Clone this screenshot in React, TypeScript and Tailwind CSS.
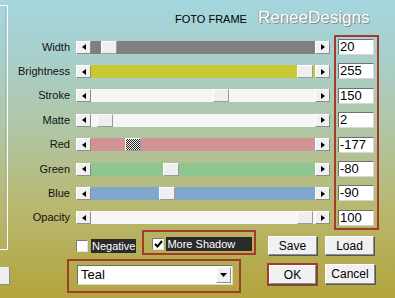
import React from 'react'

const rows = [
  { label: 'Width', value: '20', track: 'bg-[#7f7f7f]', thumb: 'ml-[10px]' },
  { label: 'Brightness', value: '255', track: 'bg-[#c9c831]', thumb: 'ml-[206px]' },
  { label: 'Stroke', value: '150', track: 'bg-[#f6f6f6]', thumb: 'ml-[122px]' },
  { label: 'Matte', value: '2', track: 'bg-[#f6f6f6]', thumb: 'ml-[6px]' },
  { label: 'Red', value: '-177', track: 'bg-[#d09494]', thumb: 'ml-[34px]', focus: true },
  { label: 'Green', value: '-80', track: 'bg-[#8fc68f]', thumb: 'ml-[72px]' },
  { label: 'Blue', value: '-90', track: 'bg-[#80a8cf]', thumb: 'ml-[68px]' },
  { label: 'Opacity', value: '100', track: 'bg-[#f6f6f6]', thumb: 'ml-[206px]' },
]

const raised =
  'border border-t-white border-l-white border-r-[#8c8c8c] border-b-[#8c8c8c] bg-[#f1f1f1]'

const ArrowBtn = ({ dir }: { dir: 'left' | 'right' }) => (
  <div className={`w-[15px] h-[13px] shrink-0 flex items-center justify-center ${raised}`}>
    <svg width="4" height="6" viewBox="0 0 4 6">
      {dir === 'left' ? <polygon points="4,0 4,6 0,3" fill="#000" /> : <polygon points="0,0 0,6 4,3" fill="#000" />}
    </svg>
  </div>
)

const Button = ({ children, className = '' }: { children: React.ReactNode; className?: string }) => (
  <div
    className={`flex items-center justify-center text-[12px] text-black shadow-[1px_1px_0_#555] ${raised} ${className}`}
  >
    {children}
  </div>
)

const Checkbox = ({ checked }: { checked?: boolean }) => (
  <div className="w-[12px] h-[12px] shrink-0 bg-white border border-t-[#7a7a7a] border-l-[#7a7a7a] border-r-[#e0e0e0] border-b-[#e0e0e0] flex items-center justify-center">
    {checked && (
      <svg width="9" height="8" viewBox="0 0 9 8">
        <polyline points="1,4 3.5,6.5 8,1" fill="none" stroke="#000" strokeWidth="2" />
      </svg>
    )}
  </div>
)

export default function App() {
  return (
    <div
      className="w-[395px] h-[298px] overflow-hidden flex bg-[linear-gradient(180deg,#a5d6df_0%,#a8cfc9_20%,#b1c5a2_45%,#b8b86f_70%,#b3a43d_100%)] text-black"
      style={{ fontFamily: '"Liberation Sans", Arial, sans-serif' }}
    >
      {/* left edge of the neighbouring panel */}
      <div className="w-[10px] shrink-0 flex flex-col">
        <div className="mt-[5px] h-[245px] w-[8px] border-t border-r border-b border-white">
          <div className="h-full w-[6px] border-r border-dotted border-[#9aa]" />
        </div>
        <div className="mt-[17px] h-[18px] w-[10px] bg-[#eeeeee] border-r border-b border-[#8c8c8c]" />
      </div>

      <div className="flex-1 flex flex-col">
        {/* header */}
        <div className="h-[35px] flex items-start">
          <span className="ml-[165px] mt-[13px] text-[11px] leading-[13px]">FOTO FRAME</span>
          <span className="ml-[11px] mt-[8px] text-[17px] leading-[20px] text-white [text-shadow:1px_1px_0_#7d8c8c,-1px_0_0_#9fb0b0]">
            ReneeDesigns
          </span>
        </div>

        {/* sliders + values */}
        <div className="flex">
          <div className="w-[324px] flex flex-col">
            {rows.map((r) => (
              <div key={r.label} className="h-[24.4px] flex items-center">
                <span className="w-[60px] text-right text-[11px] leading-[13px] text-[#111]">{r.label}</span>
                <div className="ml-[6px] flex">
                  <ArrowBtn dir="left" />
                  <div className={`w-[224px] h-[13px] flex ${r.track}`}>
                    <div
                      className={`${r.thumb} w-[16px] h-[13px] shrink-0 border border-t-white border-l-white border-r-[#9a9a9a] border-b-[#9a9a9a] ${
                        r.focus
                          ? 'bg-[repeating-conic-gradient(#222_0_25%,#f4f4f4_0_50%)] bg-[length:2px_2px]'
                          : 'bg-[#efefef]'
                      }`}
                    />
                  </div>
                  <ArrowBtn dir="right" />
                </div>
              </div>
            ))}
          </div>

          <div className="w-[45px] border-2 border-[#a33a2b] pt-[2px] pl-[2px] flex flex-col gap-[8.4px]">
            {rows.map((r) => (
              <div
                key={r.label}
                className="w-[36px] h-[16px] bg-white border border-t-[#707070] border-l-[#707070] border-r-[#d8d8d8] border-b-[#d8d8d8] text-[13px] leading-[14px] pl-[1px]"
              >
                {r.value}
              </div>
            ))}
          </div>
        </div>

        {/* bottom controls */}
        <div className="flex">
          <div className="w-[252px] flex flex-col">
            <div className="h-[25px] flex items-start">
              <div className="ml-[66px] mt-[9px] flex items-center">
                <Checkbox />
                <span className="ml-[3px] h-[14px] px-[1px] bg-[#2a2a2a] text-white text-[11px] leading-[14px]">Negative</span>
              </div>
              <div className="ml-[6px] w-[114px] h-[25px] border-2 border-[#a33a2b] flex items-start pl-[8px] pt-[5px]">
                <div className="flex items-center">
                  <Checkbox checked />
                  <span className="ml-[2px] h-[14px] w-[86px] pl-[1px] bg-[#2a2a2a] text-white text-[11px] leading-[14px]">
                    More Shadow
                  </span>
                </div>
              </div>
            </div>
            <div className="ml-[57px] mt-[4px] w-[174px] h-[34px] border-2 border-[#a33a2b] pl-[8px] pt-[4px]">
              <div className="w-[156px] h-[20px] bg-white border border-t-[#707070] border-l-[#707070] border-r-[#d8d8d8] border-b-[#d8d8d8] flex items-center justify-between pl-[3px] pr-[1px]">
                <span className="text-[13px] leading-[16px]">Teal</span>
                <div className={`w-[15px] h-[16px] flex items-center justify-center ${raised}`}>
                  <svg width="7" height="4" viewBox="0 0 7 4">
                    <polygon points="0,0 7,0 3.5,4" fill="#000" />
                  </svg>
                </div>
              </div>
            </div>
          </div>

          <div className="pl-[5px] flex flex-col">
            <div className="mt-[6px] flex gap-[8px]">
              <Button className="ml-[1px] w-[49px] h-[19px]">Save</Button>
              <Button className="w-[49px] h-[19px]">Load</Button>
            </div>
            <div className="mt-[8px] flex items-start gap-[7px]">
              <div className="w-[51px] h-[23px] border-2 border-[#a33a2b]">
                <Button className="w-full h-full">OK</Button>
              </div>
              <Button className="mt-[1px] w-[50px] h-[20px]">Cancel</Button>
            </div>
          </div>
        </div>
      </div>
    </div>
  )
}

What the exercise asks: Reproduce the full material exactly, excluding the pictures.

Solution for this exercise:
Clone this screenshot in React, TypeScript and Tailwind CSS.
import React from 'react'

const rows = [
  { label: 'Width', value: '20', track: 'bg-[#7f7f7f]', thumb: 'ml-[10px]' },
  { label: 'Brightness', value: '255', track: 'bg-[#c9c831]', thumb: 'ml-[206px]' },
  { label: 'Stroke', value: '150', track: 'bg-[#f6f6f6]', thumb: 'ml-[122px]' },
  { label: 'Matte', value: '2', track: 'bg-[#f6f6f6]', thumb: 'ml-[6px]' },
  { label: 'Red', value: '-177', track: 'bg-[#d09494]', thumb: 'ml-[34px]', focus: true },
  { label: 'Green', value: '-80', track: 'bg-[#8fc68f]', thumb: 'ml-[72px]' },
  { label: 'Blue', value: '-90', track: 'bg-[#80a8cf]', thumb: 'ml-[68px]' },
  { label: 'Opacity', value: '100', track: 'bg-[#f6f6f6]', thumb: 'ml-[206px]' },
]

const raised =
  'border border-t-white border-l-white border-r-[#8c8c8c] border-b-[#8c8c8c] bg-[#f1f1f1]'

const ArrowBtn = ({ dir }: { dir: 'left' | 'right' }) => (
  <div className={`w-[15px] h-[13px] shrink-0 flex items-center justify-center ${raised}`}>
    <svg width="4" height="6" viewBox="0 0 4 6">
      {dir === 'left' ? <polygon points="4,0 4,6 0,3" fill="#000" /> : <polygon points="0,0 0,6 4,3" fill="#000" />}
    </svg>
  </div>
)

const Button = ({ children, className = '' }: { children: React.ReactNode; className?: string }) => (
  <div
    className={`flex items-center justify-center text-[12px] text-black shadow-[1px_1px_0_#555] ${raised} ${className}`}
  >
    {children}
  </div>
)

const Checkbox = ({ checked }: { checked?: boolean }) => (
  <div className="w-[12px] h-[12px] shrink-0 bg-white border border-t-[#7a7a7a] border-l-[#7a7a7a] border-r-[#e0e0e0] border-b-[#e0e0e0] flex items-center justify-center">
    {checked && (
      <svg width="9" height="8" viewBox="0 0 9 8">
        <polyline points="1,4 3.5,6.5 8,1" fill="none" stroke="#000" strokeWidth="2" />
      </svg>
    )}
  </div>
)

export default function App() {
  return (
    <div
      className="w-[395px] h-[298px] overflow-hidden flex bg-[linear-gradient(180deg,#a5d6df_0%,#a8cfc9_20%,#b1c5a2_45%,#b8b86f_70%,#b3a43d_100%)] text-black"
      style={{ fontFamily: '"Liberation Sans", Arial, sans-serif' }}
    >
      {/* left edge of the neighbouring panel */}
      <div className="w-[10px] shrink-0 flex flex-col">
        <div className="mt-[5px] h-[245px] w-[8px] border-t border-r border-b border-white">
          <div className="h-full w-[6px] border-r border-dotted border-[#9aa]" />
        </div>
        <div className="mt-[17px] h-[18px] w-[10px] bg-[#eeeeee] border-r border-b border-[#8c8c8c]" />
      </div>

      <div className="flex-1 flex flex-col">
        {/* header */}
        <div className="h-[35px] flex items-start">
          <span className="ml-[165px] mt-[13px] text-[11px] leading-[13px]">FOTO FRAME</span>
          <span className="ml-[11px] mt-[8px] text-[17px] leading-[20px] text-white [text-shadow:1px_1px_0_#7d8c8c,-1px_0_0_#9fb0b0]">
            ReneeDesigns
          </span>
        </div>

        {/* sliders + values */}
        <div className="flex">
          <div className="w-[324px] flex flex-col">
            {rows.map((r) => (
              <div key={r.label} className="h-[24.4px] flex items-center">
                <span className="w-[60px] text-right text-[11px] leading-[13px] text-[#111]">{r.label}</span>
                <div className="ml-[6px] flex">
                  <ArrowBtn dir="left" />
                  <div className={`w-[224px] h-[13px] flex ${r.track}`}>
                    <div
                      className={`${r.thumb} w-[16px] h-[13px] shrink-0 border border-t-white border-l-white border-r-[#9a9a9a] border-b-[#9a9a9a] ${
                        r.focus
                          ? 'bg-[repeating-conic-gradient(#222_0_25%,#f4f4f4_0_50%)] bg-[length:2px_2px]'
                          : 'bg-[#efefef]'
                      }`}
                    />
                  </div>
                  <ArrowBtn dir="right" />
                </div>
              </div>
            ))}
          </div>

          <div className="w-[45px] border-2 border-[#a33a2b] pt-[2px] pl-[2px] flex flex-col gap-[8.4px]">
            {rows.map((r) => (
              <div
                key={r.label}
                className="w-[36px] h-[16px] bg-white border border-t-[#707070] border-l-[#707070] border-r-[#d8d8d8] border-b-[#d8d8d8] text-[13px] leading-[14px] pl-[1px]"
              >
                {r.value}
              </div>
            ))}
          </div>
        </div>

        {/* bottom controls */}
        <div className="flex">
          <div className="w-[252px] flex flex-col">
            <div className="h-[25px] flex items-start">
              <div className="ml-[66px] mt-[9px] flex items-center">
                <Checkbox />
                <span className="ml-[3px] h-[14px] px-[1px] bg-[#2a2a2a] text-white text-[11px] leading-[14px]">Negative</span>
              </div>
              <div className="ml-[6px] w-[114px] h-[25px] border-2 border-[#a33a2b] flex items-start pl-[8px] pt-[5px]">
                <div className="flex items-center">
                  <Checkbox checked />
                  <span className="ml-[2px] h-[14px] w-[86px] pl-[1px] bg-[#2a2a2a] text-white text-[11px] leading-[14px]">
                    More Shadow
                  </span>
                </div>
              </div>
            </div>
            <div className="ml-[57px] mt-[4px] w-[174px] h-[34px] border-2 border-[#a33a2b] pl-[8px] pt-[4px]">
              <div className="w-[156px] h-[20px] bg-white border border-t-[#707070] border-l-[#707070] border-r-[#d8d8d8] border-b-[#d8d8d8] flex items-center justify-between pl-[3px] pr-[1px]">
                <span className="text-[13px] leading-[16px]">Teal</span>
                <div className={`w-[15px] h-[16px] flex items-center justify-center ${raised}`}>
                  <svg width="7" height="4" viewBox="0 0 7 4">
                    <polygon points="0,0 7,0 3.5,4" fill="#000" />
                  </svg>
                </div>
              </div>
            </div>
          </div>

          <div className="pl-[5px] flex flex-col">
            <div className="mt-[6px] flex gap-[8px]">
              <Button className="ml-[1px] w-[49px] h-[19px]">Save</Button>
              <Button className="w-[49px] h-[19px]">Load</Button>
            </div>
            <div className="mt-[8px] flex items-start gap-[7px]">
              <div className="w-[51px] h-[23px] border-2 border-[#a33a2b]">
                <Button className="w-full h-full">OK</Button>
              </div>
              <Button className="mt-[1px] w-[50px] h-[20px]">Cancel</Button>
            </div>
          </div>
        </div>
      </div>
    </div>
  )
}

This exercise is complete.